Il serait malvenu et anachronique d’établir une comparaison entre ce système soviétique – arrestations, déportations, exécutions de masse et travaux forcés –, qui avait broyé des millions de victimes, et le régime russe actuel. Mais noter cela ne relativise pas l’arbitraire, la violence et le cynisme qui fondent l’appareil consolidé par Poutine. Ses réflexes et ses pratiques puisent dans l’esprit de revanche contre les tourments des années 1990, marquées par l’affaiblissement de la Russie. Mais ils ont aussi des racines historiques antérieures à la chute de l’URSS. Le fait même qu’en 2021 une telle affiche puisse être tolérée – voire mise en avant – dans un poste de police russe montre l’absence de tout travail mémoriel et la confusion des esprits sciemment entretenue.

Entêtement partagé

Alexeï Navalny est un homme d’un courage infini, d’une détermination politique entière. La diffusion planifiée, après son retour en Russie, d’une nouvelle enquête vidéo ahurissante sur la fortune de Poutine et son palais démesuré l’illustre bien. Mais l’entêtement est partagé. Le pouvoir russe se moque de la vérité sur son empoisonnement avec un agent neurotoxique, puisqu’il la connaît.

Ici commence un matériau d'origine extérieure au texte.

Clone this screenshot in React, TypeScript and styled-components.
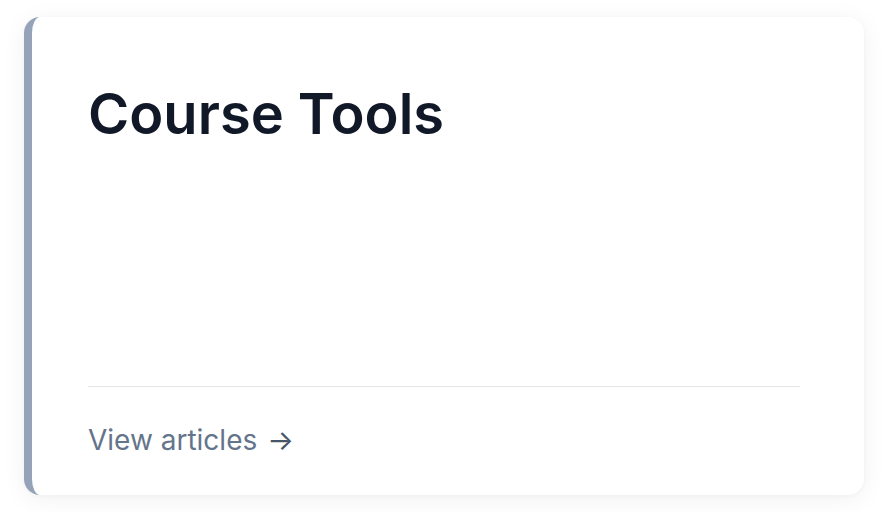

Le pouvoir russe se moque de sa propre réputation, des apparences qu’il faudrait préserver, d’expressions comme « Etat de droit », « pluralisme » ou « liberté », puisqu’il les a assimilées de longue date à un autre modèle que le sien, occidental. Le pouvoir russe se moque de l’Occident, justement, puisqu’il a constaté sa vulnérabilité, ses réflexes conditionnés. Avec peu de moyens et de l’ingéniosité, il est possible de déstabiliser des démocraties établies de longue date, fragilisées par la crise économique et sanitaire.